June 12 is an important day in the cosmology of Detroit jazz: Marcus Belgrave and Geri Allen were both born on this day 21 years apart -- the former in Chester, Pa., in 1936, the later in Pontiac, just north of Detroit, in 1957. Belgrave, a trumpeter and teacher, was the griot of contemporary Detroit jazz, training multiple generations of students, the most famous of which -- Allen, Kenny Garrett, Robert Hurst, Regina Carter, Gerald Cleaver, Karriem Riggins, and others -- have had a major impact on the music in recent decades. Allen, a pianist, composer and conceptualist of the front-rank, was the first of these to come to attention in the early 1980s and in many ways the most influential.

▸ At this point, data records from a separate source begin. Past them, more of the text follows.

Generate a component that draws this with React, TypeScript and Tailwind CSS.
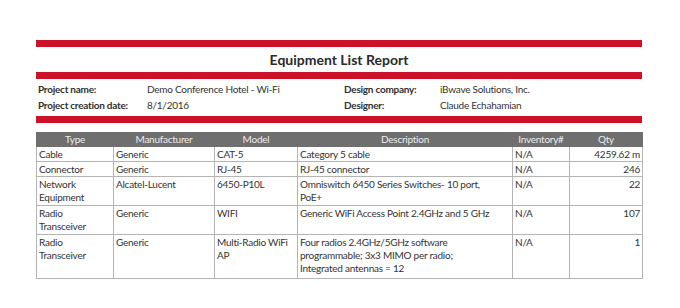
const rows = [
  { type: ["Cable"], maker: "Generic", model: ["CAT-5"], desc: ["Category 5 cable"], qty: "4259.62 m" },
  { type: ["Connector"], maker: "Generic", model: ["RJ-45"], desc: ["RJ-45 connector"], qty: "246" },
  {
    type: ["Network", "Equipment"],
    maker: "Alcatel-Lucent",
    model: ["6450-P10L"],
    desc: ["Omniswitch 6450 Series Switches- 10 port,", "PoE+"],
    qty: "22",
  },
  {
    type: ["Radio", "Transceiver"],
    maker: "Generic",
    model: ["WIFI"],
    desc: ["Generic WiFi Access Point 2.4GHz and 5 GHz"],
    qty: "107",
  },
  {
    type: ["Radio", "Transceiver"],
    maker: "Generic",
    model: ["Multi-Radio WiFi", "AP"],
    desc: ["Four radios 2.4GHz/5GHz software", "programmable; 3x3 MIMO per radio;", "Integrated antennas = 12"],
    qty: "1",
  },
];

function Lines({ items }: { items: string[] }) {
  return (
    <>
      {items.map((t, i) => (
        <div key={i} className="whitespace-nowrap">
          {t}
        </div>
      ))}
    </>
  );
}

export default function App() {
  const head = "border border-[#6f6f6f] font-normal text-center px-[2px] py-0";

  return (
    <div
      className="w-[680px] h-[308px] bg-white text-[#333333]"
      style={{ fontFamily: "Lato, 'Open Sans', sans-serif" }}
    >
      <div className="w-[606px] ml-[36px] pt-[40px]">
        <div className="h-[7px] bg-[#cc1229]" />
        <div className="h-[25px] flex items-center justify-center text-[14px] font-bold text-[#2a2a2a]">
          Equipment List Report
        </div>
        <div className="h-[7px] bg-[#cc1229]" />

        <div className="pt-[1.5px] pb-[3.5px] text-[10px] tracking-[-0.25px] leading-[16px]">
          <div className="grid grid-cols-[111px_196px_97px_1fr]">
            <div className="pl-[2px] font-bold text-[#2f2f2f]">Project name:</div>
            <div>Demo Conference Hotel - Wi-Fi</div>
            <div className="pl-[1px] font-bold text-[#2f2f2f]">Design company:</div>
            <div>iBwave Solutions, Inc.</div>
          </div>
          <div className="grid grid-cols-[111px_196px_97px_1fr]">
            <div className="pl-[2px] font-bold text-[#2f2f2f]">Project creation date:</div>
            <div>8/1/2016</div>
            <div className="pl-[1px] font-bold text-[#2f2f2f]">Designer:</div>
            <div>Claude Echahamian</div>
          </div>
        </div>

        <div className="h-[7px] bg-[#cc1229]" />

        <table className="mt-[9px] w-[606px] table-fixed border-collapse text-[10px] tracking-[-0.25px] leading-[13px]">
          <colgroup>
            <col className="w-[77px]" />
            <col className="w-[101px]" />
            <col className="w-[83px]" />
            <col className="w-[215px]" />
            <col className="w-[57px]" />
            <col className="w-[73px]" />
          </colgroup>
          <thead>
            <tr className="bg-[#6f6f6f] text-[#ececec]">
              <th className={head}>Type</th>
              <th className={head}>Manufacturer</th>
              <th className={head}>Model</th>
              <th className={head}>Description</th>
              <th className={head}>Inventory#</th>
              <th className={head}>Qty</th>
            </tr>
          </thead>
          <tbody>
            {rows.map((r, i) => {
              const multi = r.type.length > 1 || r.desc.length > 1;
              const cell = `border border-[#b4b4b4] px-[2px] pt-[1px] align-top ${
                r.desc.length > 2 ? "pb-[3px]" : multi ? "pb-[1px]" : "pb-0"
              }`;
              return (
                <tr key={i}>
                  <td className={cell}>
                    <Lines items={r.type} />
                  </td>
                  <td className={cell}>{r.maker}</td>
                  <td className={cell}>
                    <Lines items={r.model} />
                  </td>
                  <td className={cell}>
                    <Lines items={r.desc} />
                  </td>
                  <td className={cell}>N/A</td>
                  <td className={`${cell} text-right`}>{r.qty}</td>
                </tr>
              );
            })}
          </tbody>
        </table>
      </div>
    </div>
  );
}
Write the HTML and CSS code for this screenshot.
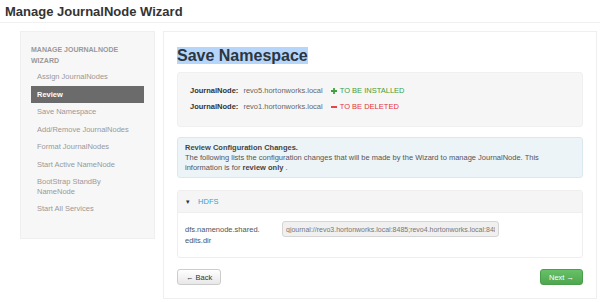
FILE: index.html
```html
<!DOCTYPE html>
<html lang="en">

<head>
    <meta charset="UTF-8">
    <meta name="viewport" content="width=device-width, initial-scale=1.0">
    <title>Manage JournalNode Wizard</title>
    <link rel="stylesheet" href="styles.css">
</head>

<body>
    <div class="page-header">
        <h1>Manage JournalNode Wizard</h1>
    </div>

    <div class="wizard">
        <div class="wizard-nav">
            <div class="nav-header">Manage JournalNode Wizard</div>
            <ul>
                <li>Assign JournalNodes</li>
                <li class="active">Review</li>
                <li>Save Namespace</li>
                <li>Add/Remove JournalNodes</li>
                <li>Format JournalNodes</li>
                <li>Start Active NameNode</li>
                <li>BootStrap StandBy NameNode</li>
                <li>Start All Services</li>
            </ul>
        </div>

        <div class="wizard-content">
            <h2><span class="selected">Save Namespace</span></h2>

            <div class="node-box">
                <div class="node-row">
                    <b>JournalNode:</b>
                    <span class="host">revo5.hortonworks.local</span>
                    <span class="added">
                        <svg class="sign" width="6" height="6" viewBox="0 0 6 6"><path d="M3 0v6M0 3h6" stroke="#3fa03f" stroke-width="1.8"/></svg>TO BE INSTALLED
                    </span>
                </div>
                <div class="node-row">
                    <b>JournalNode:</b>
                    <span class="host">revo1.hortonworks.local</span>
                    <span class="deleted">
                        <svg class="sign" width="6" height="6" viewBox="0 0 6 6"><path d="M0 3h6" stroke="#e5323a" stroke-width="1.8"/></svg>TO BE DELETED
                    </span>
                </div>
            </div>

            <div class="alert">
                <b>Review Configuration Changes.</b><br>
                The following lists the configuration changes that will be made by the Wizard to manage JournalNode. This<br>
                information is for <b>review only</b> .
            </div>

            <div class="config-panel">
                <div class="config-heading">
                    <span class="caret">&#9662;</span>
                    <a href="#">HDFS</a>
                </div>
                <div class="config-body">
                    <label>dfs.namenode.shared.<wbr>edits.dir</label>
                    <input type="text" readonly value="qjournal://revo3.hortonworks.local:8485;revo4.hortonworks.local:8485;revo5.hortonworks.local:8485/mycluster">
                </div>
            </div>

            <div class="wizard-buttons">
                <button class="btn">&larr; Back</button>
                <button class="btn btn-success">Next &rarr;</button>
            </div>
        </div>
    </div>
</body>

</html>
```

FILE: styles.css
```css
body {
    font-family: "Liberation Sans", Arial, sans-serif;
    font-size: 7.5px;
    color: #555;
    margin: 0;
    background-color: #fff;
}

.page-header {
    padding: 4px 5px 0;
    height: 18px;
    border-bottom: 1px solid #f0f0f0;
}

h1 {
    margin: 0;
    font-size: 13px;
    line-height: 15px;
    color: #333;
}

.wizard {
    display: flex;
    align-items: flex-start;
    gap: 8px;
    padding: 8px 3px 0 20px;
}

/* left step list */
.wizard-nav {
    width: 113px;
    padding: 12px 10px 20px;
    background-color: #f7f7f7;
    border: 1px solid #efefef;
}

.nav-header {
    font-size: 7px;
    font-weight: bold;
    line-height: 11px;
    text-transform: uppercase;
    color: #999;
    margin-bottom: 2px;
}

.wizard-nav ul {
    list-style-type: none;
    margin: 0;
    padding: 0;
}

.wizard-nav li {
    padding: 4px 6px;
    line-height: 9.5px;
    color: #999;
}

.wizard-nav li.active {
    background-color: #6b6b6b;
    color: #fff;
    font-weight: bold;
}

/* right content */
.wizard-content {
    flex: 1;
    padding: 14px 13px 13px;
    border: 1px solid #efefef;
}

h2 {
    margin: 0 0 7px;
    font-size: 16px;
    line-height: 19px;
    color: #2b3640;
}

.selected {
    background-color: #b6d5fb;
}

.node-box {
    padding: 10px 12px 11px;
    background-color: #f6f6f6;
    border: 1px solid #f0f0f0;
    border-radius: 3px;
}

.node-row {
    line-height: 16px;
}

.node-row b {
    color: #333;
    margin-right: 3px;
}

.host {
    margin-right: 6px;
    color: #666;
}

.sign {
    margin-right: 3px;
    vertical-align: -0.5px;
}

.added {
    color: #3fa03f;
}

.deleted {
    color: #e5323a;
}

.alert {
    margin-top: 10px;
    padding: 5px 7px 4px;
    line-height: 10px;
    background-color: #edf4f8;
    border: 1px solid #dbe8f0;
    border-radius: 3px;
}

.alert b {
    color: #444;
}

.config-panel {
    margin-top: 12px;
    border: 1px solid #eee;
    border-radius: 3px;
}

.config-heading {
    height: 21px;
    line-height: 21px;
    padding-left: 8px;
    background-color: #f5f5f5;
    border-bottom: 1px solid #eee;
}

.caret {
    font-size: 7px;
    color: #333;
    margin-right: 6px;
}

.config-heading a {
    color: #3a9fd6;
    text-decoration: none;
}

.config-body {
    display: flex;
    align-items: flex-start;
    padding: 5px 7px 11px;
}

.config-body label {
    width: 97px;
    padding-top: 6px;
    line-height: 11px;
    color: #555;
}

.config-body input {
    width: 209px;
    height: 14px;
    margin-top: 3px;
    padding: 0 3px;
    font-family: "Liberation Sans", Arial, sans-serif;
    font-size: 7px;
    color: #777;
    background-color: #f0f0f0;
    border: 1px solid #d5d5d5;
    border-radius: 3px;
}

.wizard-buttons {
    display: flex;
    justify-content: space-between;
    margin-top: 11px;
}

.btn {
    height: 16px;
    padding: 0 8px;
    font-family: "Liberation Sans", Arial, sans-serif;
    font-size: 7.5px;
    color: #333;
    background: linear-gradient(#fff, #e8e8e8);
    border: 1px solid #ccc;
    border-radius: 3px;
}

.btn-success {
    color: #fff;
    background: linear-gradient(#66c266, #4fa64f);
    border-color: #4a9d4a;
}
```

Belgrave and Allen had a special relationship -- like father and daughter -- and love was in the air whenever you saw and heard them play together. Not just in the familial chemistry between them, but the bond they shared as mentor and protégé, as Detroiters, and as the embodiement of the city's jazz tradition. It's difficult to accept that both are gone now. Belgrave's heart finally gave out in 2015 at age 78. Tragically, Allen passed at ge of 60 from cancert in June 2017; the shock of her early death still has not worn off.
They made seven recordings together. Under Allen's name are: "Open on All Sides" (1986) "The Nurturer" (1990) "Maroons" (1992) "The Life of a Song" (2004), and "Grand River Crossing" (2012). Under Belgrave's name are "Working Together" (1992), and "Live at Kerrytown Concert House" (1993). I cherish this duet performance of "Sweet Lorraine" on the Kerrytown disc that finds the trumpeter singing (at Allen's request) and impishly changing the lyric at times to "sweet Geri."
Coda: The photo above, which I took in 2014 at the Kerrytown Concert House in Ann Arbor, shows Belgrave with Allen, Riggins (far left), and Hurst (far right). I included this picture in "Jazz from Detroit."